- [WRITTEN REQUEST]:
Please report every line from the material that contains the word "table".

>> BEGIN SUPPLIED DATA

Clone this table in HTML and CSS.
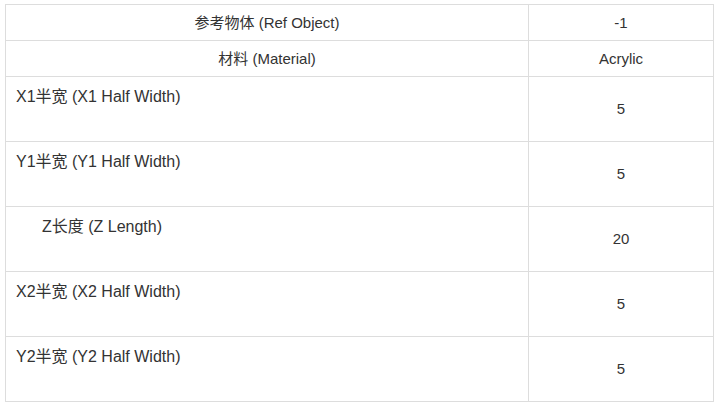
FILE: index.html
```html
<!DOCTYPE html>
<html lang="zh">
<head>
<meta charset="utf-8">
<title>参数表</title>
<link rel="stylesheet" href="styles.css">
</head>
<body>
<table class="params">
  <colgroup>
    <col class="col-label">
    <col class="col-value">
  </colgroup>
  <tbody>
    <tr class="row-short">
      <td class="label center">参考物体 (Ref Object)</td>
      <td class="value">-1</td>
    </tr>
    <tr class="row-short">
      <td class="label center">材料 (Material)</td>
      <td class="value">Acrylic</td>
    </tr>
    <tr class="row-tall">
      <td class="label">X1半宽 (X1 Half Width)</td>
      <td class="value">5</td>
    </tr>
    <tr class="row-tall">
      <td class="label">Y1半宽 (Y1 Half Width)</td>
      <td class="value">5</td>
    </tr>
    <tr class="row-tall">
      <td class="label indent">Z长度 (Z Length)</td>
      <td class="value">20</td>
    </tr>
    <tr class="row-tall">
      <td class="label">X2半宽 (X2 Half Width)</td>
      <td class="value">5</td>
    </tr>
    <tr class="row-tall">
      <td class="label">Y2半宽 (Y2 Half Width)</td>
      <td class="value">5</td>
    </tr>
  </tbody>
</table>
</body>
</html>
```
FILE: styles.css
```css
html, body {
  margin: 0;
  padding: 0;
  background: #ffffff;
}

body {
  padding: 4px 0 0 5px;
  font-family: "Liberation Sans", Arial, "Noto Sans CJK SC", sans-serif;
  font-size: 15px;
  line-height: 20px;
  color: #333333;
}

.params {
  border-collapse: collapse;
  table-layout: fixed;
  width: 708px;
}

.col-label { width: 523px; }
.col-value { width: 185px; }

.params td {
  border: 1px solid #dddddd;
  padding: 0 10px;
}

.row-short td {
  height: 35px;
  vertical-align: middle;
}

.row-tall td {
  height: 54px;
}

.label {
  text-align: left;
  vertical-align: top;
}

.row-tall .label {
  padding-top: 10px;
  padding-bottom: 0;
  font-size: 16px;
  vertical-align: top;
}

.label.center {
  text-align: center;
}

.label.indent {
  padding-left: 36px;
}

.value {
  text-align: center;
  vertical-align: middle;
}
```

>> END SUPPLIED DATA

- [TASK OUTPUT]:
Clone this table in HTML and CSS.
<table class="params">
</table>
  table-layout: fixed;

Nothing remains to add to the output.